Copy the data exactly as it appears, and do not include any pictures.
# # # # # # #
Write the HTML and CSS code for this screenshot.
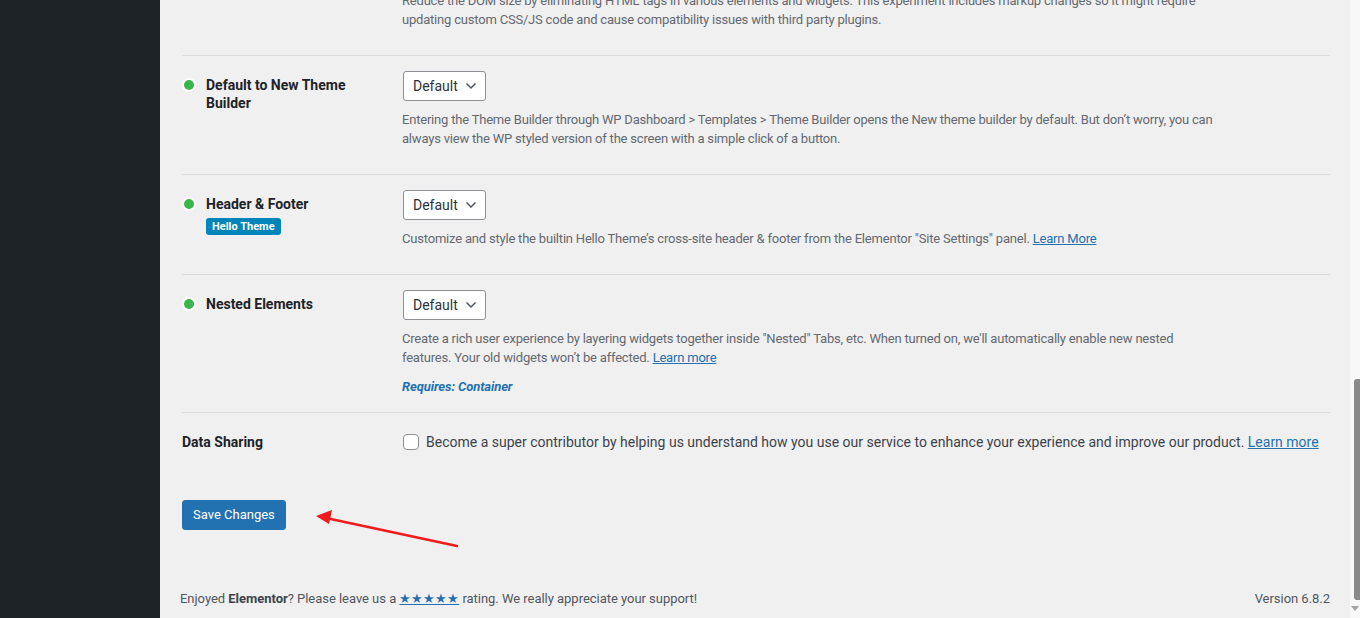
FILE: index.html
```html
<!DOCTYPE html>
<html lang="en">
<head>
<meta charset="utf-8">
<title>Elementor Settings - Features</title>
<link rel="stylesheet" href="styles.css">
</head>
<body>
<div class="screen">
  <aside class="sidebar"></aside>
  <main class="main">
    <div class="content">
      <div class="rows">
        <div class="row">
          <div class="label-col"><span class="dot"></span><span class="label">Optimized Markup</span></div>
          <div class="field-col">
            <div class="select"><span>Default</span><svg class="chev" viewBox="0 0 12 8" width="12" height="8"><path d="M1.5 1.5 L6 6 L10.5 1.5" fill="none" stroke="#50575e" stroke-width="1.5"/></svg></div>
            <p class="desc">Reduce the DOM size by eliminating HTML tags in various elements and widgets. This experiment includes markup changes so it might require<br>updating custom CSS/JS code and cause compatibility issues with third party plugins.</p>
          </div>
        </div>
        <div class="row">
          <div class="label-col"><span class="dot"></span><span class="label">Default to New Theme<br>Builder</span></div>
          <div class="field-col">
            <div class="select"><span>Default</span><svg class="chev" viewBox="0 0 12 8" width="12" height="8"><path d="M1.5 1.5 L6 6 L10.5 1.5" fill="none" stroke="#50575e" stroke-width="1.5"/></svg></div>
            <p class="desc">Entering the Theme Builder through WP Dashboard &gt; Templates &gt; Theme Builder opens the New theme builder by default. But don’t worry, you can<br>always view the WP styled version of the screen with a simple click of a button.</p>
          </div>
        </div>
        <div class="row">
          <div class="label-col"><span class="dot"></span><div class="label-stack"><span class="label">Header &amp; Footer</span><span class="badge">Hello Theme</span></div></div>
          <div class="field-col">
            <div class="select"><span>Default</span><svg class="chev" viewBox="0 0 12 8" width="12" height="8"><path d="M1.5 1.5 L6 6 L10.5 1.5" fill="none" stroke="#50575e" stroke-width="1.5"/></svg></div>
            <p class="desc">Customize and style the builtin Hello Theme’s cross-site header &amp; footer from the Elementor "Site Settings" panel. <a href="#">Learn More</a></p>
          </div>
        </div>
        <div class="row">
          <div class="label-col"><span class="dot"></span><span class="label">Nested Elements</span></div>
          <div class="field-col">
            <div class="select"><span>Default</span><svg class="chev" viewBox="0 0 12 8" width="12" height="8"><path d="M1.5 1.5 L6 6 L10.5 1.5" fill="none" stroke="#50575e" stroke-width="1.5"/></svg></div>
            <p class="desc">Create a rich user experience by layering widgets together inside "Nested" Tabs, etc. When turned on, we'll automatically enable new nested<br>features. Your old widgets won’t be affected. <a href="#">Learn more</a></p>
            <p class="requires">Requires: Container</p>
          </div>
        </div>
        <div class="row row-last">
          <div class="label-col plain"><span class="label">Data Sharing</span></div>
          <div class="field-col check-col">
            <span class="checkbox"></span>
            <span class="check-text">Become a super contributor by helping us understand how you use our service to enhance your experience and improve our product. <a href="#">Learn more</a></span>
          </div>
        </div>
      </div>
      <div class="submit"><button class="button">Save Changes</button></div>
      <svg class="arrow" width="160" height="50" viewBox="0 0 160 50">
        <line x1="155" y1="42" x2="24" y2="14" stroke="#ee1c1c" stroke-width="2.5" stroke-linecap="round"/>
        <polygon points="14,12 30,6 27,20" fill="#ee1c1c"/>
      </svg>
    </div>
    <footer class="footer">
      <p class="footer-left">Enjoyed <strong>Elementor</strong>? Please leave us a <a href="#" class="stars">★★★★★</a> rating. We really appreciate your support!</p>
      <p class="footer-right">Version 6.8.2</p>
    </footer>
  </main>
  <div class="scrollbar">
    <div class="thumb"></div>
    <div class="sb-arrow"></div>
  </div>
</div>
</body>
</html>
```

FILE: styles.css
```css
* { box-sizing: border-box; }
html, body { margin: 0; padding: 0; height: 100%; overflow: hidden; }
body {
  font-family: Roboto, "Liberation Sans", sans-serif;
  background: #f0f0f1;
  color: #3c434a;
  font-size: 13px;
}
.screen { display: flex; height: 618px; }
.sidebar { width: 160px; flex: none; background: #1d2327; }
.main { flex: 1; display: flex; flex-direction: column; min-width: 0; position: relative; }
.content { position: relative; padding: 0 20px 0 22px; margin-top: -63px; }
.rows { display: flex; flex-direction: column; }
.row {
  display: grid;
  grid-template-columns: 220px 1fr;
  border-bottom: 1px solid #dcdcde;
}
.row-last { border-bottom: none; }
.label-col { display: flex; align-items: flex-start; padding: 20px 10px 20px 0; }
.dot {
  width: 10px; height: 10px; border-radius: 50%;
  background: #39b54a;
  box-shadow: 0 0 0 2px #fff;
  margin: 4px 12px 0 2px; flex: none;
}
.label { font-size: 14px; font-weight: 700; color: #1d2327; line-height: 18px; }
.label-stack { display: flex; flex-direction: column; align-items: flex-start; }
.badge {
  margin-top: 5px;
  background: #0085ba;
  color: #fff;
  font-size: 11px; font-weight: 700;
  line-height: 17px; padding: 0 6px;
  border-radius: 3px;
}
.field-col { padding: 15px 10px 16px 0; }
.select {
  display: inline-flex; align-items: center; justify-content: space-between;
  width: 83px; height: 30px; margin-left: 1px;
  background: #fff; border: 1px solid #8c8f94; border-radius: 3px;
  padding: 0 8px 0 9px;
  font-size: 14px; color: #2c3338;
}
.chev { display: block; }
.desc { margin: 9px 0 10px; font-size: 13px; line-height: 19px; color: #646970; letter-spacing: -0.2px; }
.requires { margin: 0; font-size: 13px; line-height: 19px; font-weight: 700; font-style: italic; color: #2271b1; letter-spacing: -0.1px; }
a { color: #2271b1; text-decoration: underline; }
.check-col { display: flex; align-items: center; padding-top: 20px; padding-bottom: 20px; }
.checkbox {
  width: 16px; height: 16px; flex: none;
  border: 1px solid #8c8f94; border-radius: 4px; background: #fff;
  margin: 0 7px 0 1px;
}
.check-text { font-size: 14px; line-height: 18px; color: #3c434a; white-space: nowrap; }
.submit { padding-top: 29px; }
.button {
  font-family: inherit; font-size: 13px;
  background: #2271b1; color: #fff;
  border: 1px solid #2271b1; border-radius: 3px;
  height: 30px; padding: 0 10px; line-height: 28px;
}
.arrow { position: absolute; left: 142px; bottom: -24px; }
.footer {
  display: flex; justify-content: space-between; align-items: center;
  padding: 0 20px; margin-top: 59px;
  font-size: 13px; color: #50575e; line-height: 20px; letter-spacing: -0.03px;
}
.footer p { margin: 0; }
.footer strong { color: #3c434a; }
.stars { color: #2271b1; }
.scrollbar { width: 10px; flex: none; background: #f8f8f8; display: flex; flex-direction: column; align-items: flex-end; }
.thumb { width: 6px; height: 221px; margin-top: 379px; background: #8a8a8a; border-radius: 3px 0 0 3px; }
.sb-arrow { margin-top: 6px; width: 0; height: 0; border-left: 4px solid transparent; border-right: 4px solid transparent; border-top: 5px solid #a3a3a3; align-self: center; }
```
# # # # # # #
**Answer to the exercise**
Write the HTML and CSS code for this screenshot.
FILE: index.html
```html
<!DOCTYPE html>
<html lang="en">
<head>
<meta charset="utf-8">
<title>Elementor Settings - Features</title>
<link rel="stylesheet" href="styles.css">
</head>
<body>
<div class="screen">
  <aside class="sidebar"></aside>
  <main class="main">
    <div class="content">
      <div class="rows">
        <div class="row">
          <div class="label-col"><span class="dot"></span><span class="label">Optimized Markup</span></div>
          <div class="field-col">
            <div class="select"><span>Default</span><svg class="chev" viewBox="0 0 12 8" width="12" height="8"><path d="M1.5 1.5 L6 6 L10.5 1.5" fill="none" stroke="#50575e" stroke-width="1.5"/></svg></div>
            <p class="desc">Reduce the DOM size by eliminating HTML tags in various elements and widgets. This experiment includes markup changes so it might require<br>updating custom CSS/JS code and cause compatibility issues with third party plugins.</p>
          </div>
        </div>
        <div class="row">
          <div class="label-col"><span class="dot"></span><span class="label">Default to New Theme<br>Builder</span></div>
          <div class="field-col">
            <div class="select"><span>Default</span><svg class="chev" viewBox="0 0 12 8" width="12" height="8"><path d="M1.5 1.5 L6 6 L10.5 1.5" fill="none" stroke="#50575e" stroke-width="1.5"/></svg></div>
            <p class="desc">Entering the Theme Builder through WP Dashboard &gt; Templates &gt; Theme Builder opens the New theme builder by default. But don’t worry, you can<br>always view the WP styled version of the screen with a simple click of a button.</p>
          </div>
        </div>
        <div class="row">
          <div class="label-col"><span class="dot"></span><div class="label-stack"><span class="label">Header &amp; Footer</span><span class="badge">Hello Theme</span></div></div>
          <div class="field-col">
            <div class="select"><span>Default</span><svg class="chev" viewBox="0 0 12 8" width="12" height="8"><path d="M1.5 1.5 L6 6 L10.5 1.5" fill="none" stroke="#50575e" stroke-width="1.5"/></svg></div>
            <p class="desc">Customize and style the builtin Hello Theme’s cross-site header &amp; footer from the Elementor "Site Settings" panel. <a href="#">Learn More</a></p>
          </div>
        </div>
        <div class="row">
          <div class="label-col"><span class="dot"></span><span class="label">Nested Elements</span></div>
          <div class="field-col">
            <div class="select"><span>Default</span><svg class="chev" viewBox="0 0 12 8" width="12" height="8"><path d="M1.5 1.5 L6 6 L10.5 1.5" fill="none" stroke="#50575e" stroke-width="1.5"/></svg></div>
            <p class="desc">Create a rich user experience by layering widgets together inside "Nested" Tabs, etc. When turned on, we'll automatically enable new nested<br>features. Your old widgets won’t be affected. <a href="#">Learn more</a></p>
            <p class="requires">Requires: Container</p>
          </div>
        </div>
        <div class="row row-last">
          <div class="label-col plain"><span class="label">Data Sharing</span></div>
          <div class="field-col check-col">
            <span class="checkbox"></span>
            <span class="check-text">Become a super contributor by helping us understand how you use our service to enhance your experience and improve our product. <a href="#">Learn more</a></span>
          </div>
        </div>
      </div>
      <div class="submit"><button class="button">Save Changes</button></div>
      <svg class="arrow" width="160" height="50" viewBox="0 0 160 50">
        <line x1="155" y1="42" x2="24" y2="14" stroke="#ee1c1c" stroke-width="2.5" stroke-linecap="round"/>
        <polygon points="14,12 30,6 27,20" fill="#ee1c1c"/>
      </svg>
    </div>
    <footer class="footer">
      <p class="footer-left">Enjoyed <strong>Elementor</strong>? Please leave us a <a href="#" class="stars">★★★★★</a> rating. We really appreciate your support!</p>
      <p class="footer-right">Version 6.8.2</p>
    </footer>
  </main>
  <div class="scrollbar">
    <div class="thumb"></div>
    <div class="sb-arrow"></div>
  </div>
</div>
</body>
</html>
```

FILE: styles.css
```css
* { box-sizing: border-box; }
html, body { margin: 0; padding: 0; height: 100%; overflow: hidden; }
body {
  font-family: Roboto, "Liberation Sans", sans-serif;
  background: #f0f0f1;
  color: #3c434a;
  font-size: 13px;
}
.screen { display: flex; height: 618px; }
.sidebar { width: 160px; flex: none; background: #1d2327; }
.main { flex: 1; display: flex; flex-direction: column; min-width: 0; position: relative; }
.content { position: relative; padding: 0 20px 0 22px; margin-top: -63px; }
.rows { display: flex; flex-direction: column; }
.row {
  display: grid;
  grid-template-columns: 220px 1fr;
  border-bottom: 1px solid #dcdcde;
}
.row-last { border-bottom: none; }
.label-col { display: flex; align-items: flex-start; padding: 20px 10px 20px 0; }
.dot {
  width: 10px; height: 10px; border-radius: 50%;
  background: #39b54a;
  box-shadow: 0 0 0 2px #fff;
  margin: 4px 12px 0 2px; flex: none;
}
.label { font-size: 14px; font-weight: 700; color: #1d2327; line-height: 18px; }
.label-stack { display: flex; flex-direction: column; align-items: flex-start; }
.badge {
  margin-top: 5px;
  background: #0085ba;
  color: #fff;
  font-size: 11px; font-weight: 700;
  line-height: 17px; padding: 0 6px;
  border-radius: 3px;
}
.field-col { padding: 15px 10px 16px 0; }
.select {
  display: inline-flex; align-items: center; justify-content: space-between;
  width: 83px; height: 30px; margin-left: 1px;
  background: #fff; border: 1px solid #8c8f94; border-radius: 3px;
  padding: 0 8px 0 9px;
  font-size: 14px; color: #2c3338;
}
.chev { display: block; }
.desc { margin: 9px 0 10px; font-size: 13px; line-height: 19px; color: #646970; letter-spacing: -0.2px; }
.requires { margin: 0; font-size: 13px; line-height: 19px; font-weight: 700; font-style: italic; color: #2271b1; letter-spacing: -0.1px; }
a { color: #2271b1; text-decoration: underline; }
.check-col { display: flex; align-items: center; padding-top: 20px; padding-bottom: 20px; }
.checkbox {
  width: 16px; height: 16px; flex: none;
  border: 1px solid #8c8f94; border-radius: 4px; background: #fff;
  margin: 0 7px 0 1px;
}
.check-text { font-size: 14px; line-height: 18px; color: #3c434a; white-space: nowrap; }
.submit { padding-top: 29px; }
.button {
  font-family: inherit; font-size: 13px;
  background: #2271b1; color: #fff;
  border: 1px solid #2271b1; border-radius: 3px;
  height: 30px; padding: 0 10px; line-height: 28px;
}
.arrow { position: absolute; left: 142px; bottom: -24px; }
.footer {
  display: flex; justify-content: space-between; align-items: center;
  padding: 0 20px; margin-top: 59px;
  font-size: 13px; color: #50575e; line-height: 20px; letter-spacing: -0.03px;
}
.footer p { margin: 0; }
.footer strong { color: #3c434a; }
.stars { color: #2271b1; }
.scrollbar { width: 10px; flex: none; background: #f8f8f8; display: flex; flex-direction: column; align-items: flex-end; }
.thumb { width: 6px; height: 221px; margin-top: 379px; background: #8a8a8a; border-radius: 3px 0 0 3px; }
.sb-arrow { margin-top: 6px; width: 0; height: 0; border-left: 4px solid transparent; border-right: 4px solid transparent; border-top: 5px solid #a3a3a3; align-self: center; }
```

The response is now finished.